-- CHALLENGE --
In the listing below, identify each line with the word "screenshot" and return those lines.

-- AVAILABLE DATA --
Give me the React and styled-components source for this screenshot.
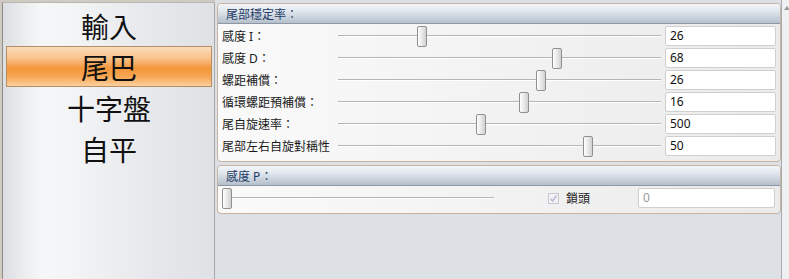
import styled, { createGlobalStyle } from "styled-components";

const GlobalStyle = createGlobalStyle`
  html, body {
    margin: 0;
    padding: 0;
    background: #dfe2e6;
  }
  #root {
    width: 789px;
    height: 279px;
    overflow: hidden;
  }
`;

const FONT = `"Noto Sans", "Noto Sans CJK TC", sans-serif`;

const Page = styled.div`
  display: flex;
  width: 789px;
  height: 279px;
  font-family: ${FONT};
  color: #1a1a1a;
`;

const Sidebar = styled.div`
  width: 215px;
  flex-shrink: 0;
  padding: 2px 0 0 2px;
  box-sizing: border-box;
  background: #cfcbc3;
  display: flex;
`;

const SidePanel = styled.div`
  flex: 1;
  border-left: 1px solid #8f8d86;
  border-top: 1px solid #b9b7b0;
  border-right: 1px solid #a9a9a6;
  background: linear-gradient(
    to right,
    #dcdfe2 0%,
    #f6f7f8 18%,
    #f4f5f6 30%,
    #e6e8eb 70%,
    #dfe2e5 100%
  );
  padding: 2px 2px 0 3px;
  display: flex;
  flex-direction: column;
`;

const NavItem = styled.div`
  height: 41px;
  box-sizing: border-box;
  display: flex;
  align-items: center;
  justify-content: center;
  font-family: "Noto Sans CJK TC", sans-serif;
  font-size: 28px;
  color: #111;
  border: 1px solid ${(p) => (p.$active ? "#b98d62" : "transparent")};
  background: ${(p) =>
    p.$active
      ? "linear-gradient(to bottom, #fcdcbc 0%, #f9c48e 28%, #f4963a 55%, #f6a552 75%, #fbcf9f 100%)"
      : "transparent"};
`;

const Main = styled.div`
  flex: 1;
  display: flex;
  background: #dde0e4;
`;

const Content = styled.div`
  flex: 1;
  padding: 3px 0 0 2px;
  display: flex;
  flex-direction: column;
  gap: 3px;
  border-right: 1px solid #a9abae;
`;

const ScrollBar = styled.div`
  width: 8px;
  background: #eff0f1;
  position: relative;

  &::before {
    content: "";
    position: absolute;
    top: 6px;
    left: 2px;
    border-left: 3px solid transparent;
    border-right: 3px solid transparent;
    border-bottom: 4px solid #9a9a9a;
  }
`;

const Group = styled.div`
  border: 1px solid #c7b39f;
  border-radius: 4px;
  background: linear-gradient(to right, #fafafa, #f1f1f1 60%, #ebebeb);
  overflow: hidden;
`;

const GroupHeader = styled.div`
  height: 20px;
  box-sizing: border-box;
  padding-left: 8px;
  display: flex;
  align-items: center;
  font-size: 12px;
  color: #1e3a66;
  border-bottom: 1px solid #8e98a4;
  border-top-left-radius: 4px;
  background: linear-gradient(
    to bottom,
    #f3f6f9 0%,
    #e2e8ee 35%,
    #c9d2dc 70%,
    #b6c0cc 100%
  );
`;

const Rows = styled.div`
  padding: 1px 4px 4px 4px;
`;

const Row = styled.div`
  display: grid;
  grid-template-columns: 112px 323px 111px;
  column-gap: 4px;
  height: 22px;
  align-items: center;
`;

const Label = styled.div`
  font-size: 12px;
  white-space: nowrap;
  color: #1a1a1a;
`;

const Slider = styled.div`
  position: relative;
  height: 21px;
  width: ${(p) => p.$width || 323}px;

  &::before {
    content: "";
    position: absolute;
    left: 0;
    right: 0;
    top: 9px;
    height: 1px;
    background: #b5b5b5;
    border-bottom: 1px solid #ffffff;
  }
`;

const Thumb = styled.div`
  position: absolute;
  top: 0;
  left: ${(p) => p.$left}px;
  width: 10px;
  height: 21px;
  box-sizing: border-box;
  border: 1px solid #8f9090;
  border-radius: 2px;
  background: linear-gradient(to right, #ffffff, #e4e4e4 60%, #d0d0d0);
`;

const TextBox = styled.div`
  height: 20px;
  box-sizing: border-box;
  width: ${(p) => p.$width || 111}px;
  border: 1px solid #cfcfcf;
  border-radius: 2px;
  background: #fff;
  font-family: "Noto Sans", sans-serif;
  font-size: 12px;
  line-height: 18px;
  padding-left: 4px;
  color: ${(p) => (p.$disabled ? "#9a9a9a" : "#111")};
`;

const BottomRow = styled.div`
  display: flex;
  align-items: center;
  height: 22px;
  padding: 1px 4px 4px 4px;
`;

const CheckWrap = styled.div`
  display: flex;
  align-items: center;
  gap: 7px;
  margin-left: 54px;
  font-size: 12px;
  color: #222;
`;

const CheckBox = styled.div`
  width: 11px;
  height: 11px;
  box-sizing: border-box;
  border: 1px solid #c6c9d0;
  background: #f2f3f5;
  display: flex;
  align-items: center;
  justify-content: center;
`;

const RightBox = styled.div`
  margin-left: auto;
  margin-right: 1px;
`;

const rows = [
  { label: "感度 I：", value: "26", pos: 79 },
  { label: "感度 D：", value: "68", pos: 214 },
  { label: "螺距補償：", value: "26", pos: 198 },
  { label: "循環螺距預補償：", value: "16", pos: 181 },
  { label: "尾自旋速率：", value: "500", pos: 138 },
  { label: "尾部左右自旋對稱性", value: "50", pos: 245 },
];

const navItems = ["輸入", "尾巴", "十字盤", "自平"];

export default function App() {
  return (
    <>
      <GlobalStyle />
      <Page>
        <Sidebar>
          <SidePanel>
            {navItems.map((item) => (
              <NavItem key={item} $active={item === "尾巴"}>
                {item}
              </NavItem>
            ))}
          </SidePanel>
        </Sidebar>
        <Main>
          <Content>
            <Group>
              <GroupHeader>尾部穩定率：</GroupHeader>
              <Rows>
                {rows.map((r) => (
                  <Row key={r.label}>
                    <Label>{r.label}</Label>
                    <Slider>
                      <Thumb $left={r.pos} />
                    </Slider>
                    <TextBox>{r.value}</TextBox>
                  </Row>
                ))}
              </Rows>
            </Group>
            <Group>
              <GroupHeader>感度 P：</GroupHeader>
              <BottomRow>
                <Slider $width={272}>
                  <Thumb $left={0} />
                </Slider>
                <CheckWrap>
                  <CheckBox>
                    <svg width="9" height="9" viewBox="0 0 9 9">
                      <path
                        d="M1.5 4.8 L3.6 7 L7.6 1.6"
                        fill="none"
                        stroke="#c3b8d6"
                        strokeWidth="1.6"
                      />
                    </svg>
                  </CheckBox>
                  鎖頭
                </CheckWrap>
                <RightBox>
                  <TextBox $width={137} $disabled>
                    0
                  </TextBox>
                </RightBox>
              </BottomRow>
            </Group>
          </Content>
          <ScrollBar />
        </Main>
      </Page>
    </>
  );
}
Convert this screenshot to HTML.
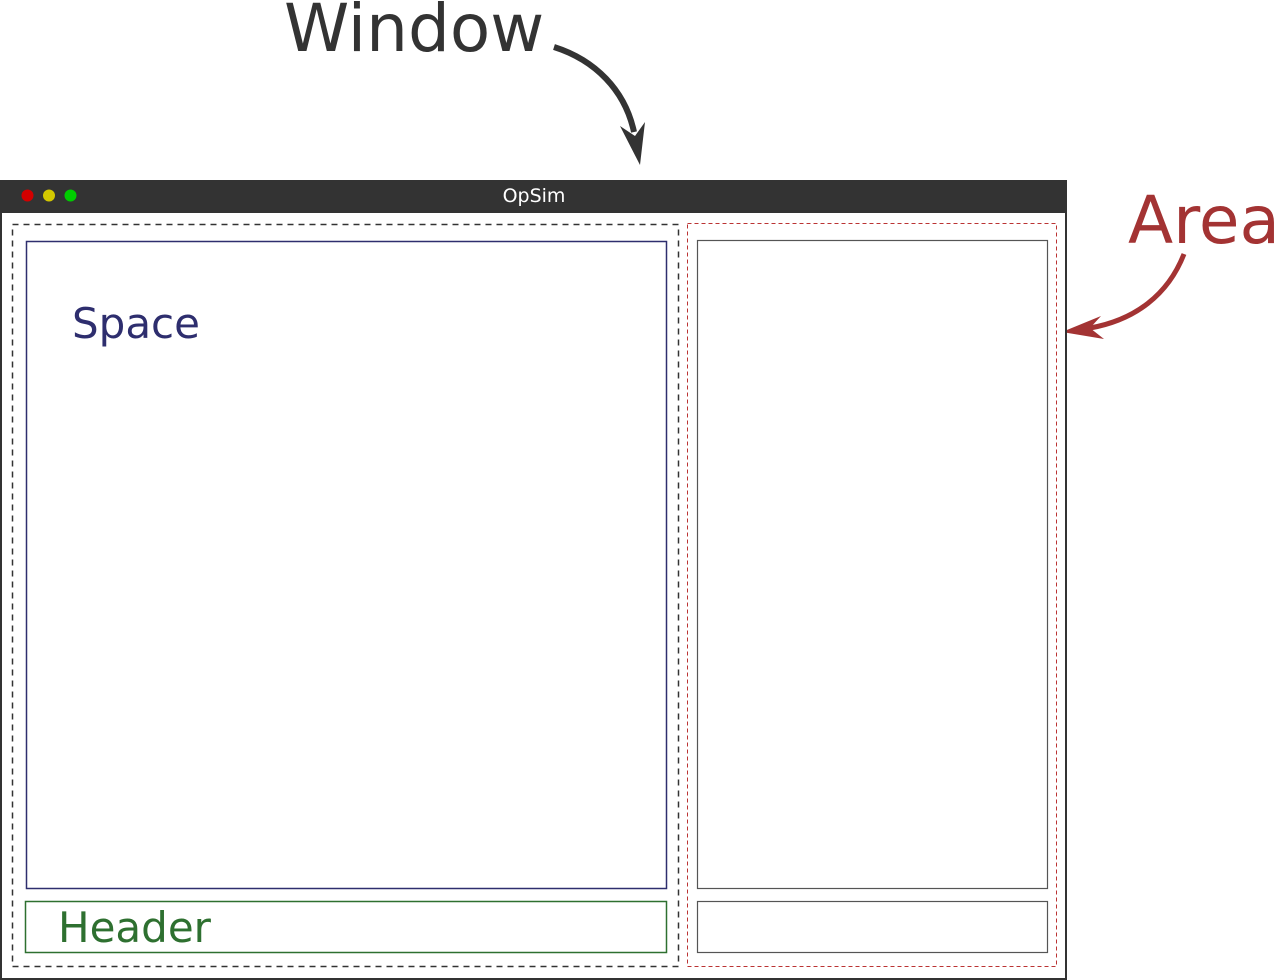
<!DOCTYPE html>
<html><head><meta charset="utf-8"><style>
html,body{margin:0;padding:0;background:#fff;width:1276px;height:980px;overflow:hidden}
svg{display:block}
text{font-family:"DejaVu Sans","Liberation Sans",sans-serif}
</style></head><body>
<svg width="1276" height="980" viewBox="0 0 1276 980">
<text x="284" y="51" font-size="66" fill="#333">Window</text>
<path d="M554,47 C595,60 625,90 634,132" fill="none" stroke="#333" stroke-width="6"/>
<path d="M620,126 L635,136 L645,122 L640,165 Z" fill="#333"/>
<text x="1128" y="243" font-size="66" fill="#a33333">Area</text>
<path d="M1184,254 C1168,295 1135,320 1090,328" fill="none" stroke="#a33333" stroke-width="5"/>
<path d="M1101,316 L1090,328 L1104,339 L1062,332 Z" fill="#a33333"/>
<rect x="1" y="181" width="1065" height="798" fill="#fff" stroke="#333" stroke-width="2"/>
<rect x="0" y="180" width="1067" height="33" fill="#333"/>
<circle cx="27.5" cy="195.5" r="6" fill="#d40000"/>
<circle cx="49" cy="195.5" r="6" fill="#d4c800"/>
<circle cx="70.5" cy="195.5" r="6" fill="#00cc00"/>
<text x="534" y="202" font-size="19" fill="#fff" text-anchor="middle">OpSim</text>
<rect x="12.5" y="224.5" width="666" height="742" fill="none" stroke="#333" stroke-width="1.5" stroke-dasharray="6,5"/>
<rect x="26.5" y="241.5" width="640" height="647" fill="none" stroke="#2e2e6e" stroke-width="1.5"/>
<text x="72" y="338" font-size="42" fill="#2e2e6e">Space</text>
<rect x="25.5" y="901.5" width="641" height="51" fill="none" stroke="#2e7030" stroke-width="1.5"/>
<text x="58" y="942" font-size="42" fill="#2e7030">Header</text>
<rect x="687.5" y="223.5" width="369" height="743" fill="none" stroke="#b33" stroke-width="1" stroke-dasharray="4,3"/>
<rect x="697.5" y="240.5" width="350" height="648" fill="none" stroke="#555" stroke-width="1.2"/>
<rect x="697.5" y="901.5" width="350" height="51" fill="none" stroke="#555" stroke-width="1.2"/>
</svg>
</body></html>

-- RESPONSE TO THE EXERCISE --
Give me the React and styled-components source for this screenshot.
Convert this screenshot to HTML.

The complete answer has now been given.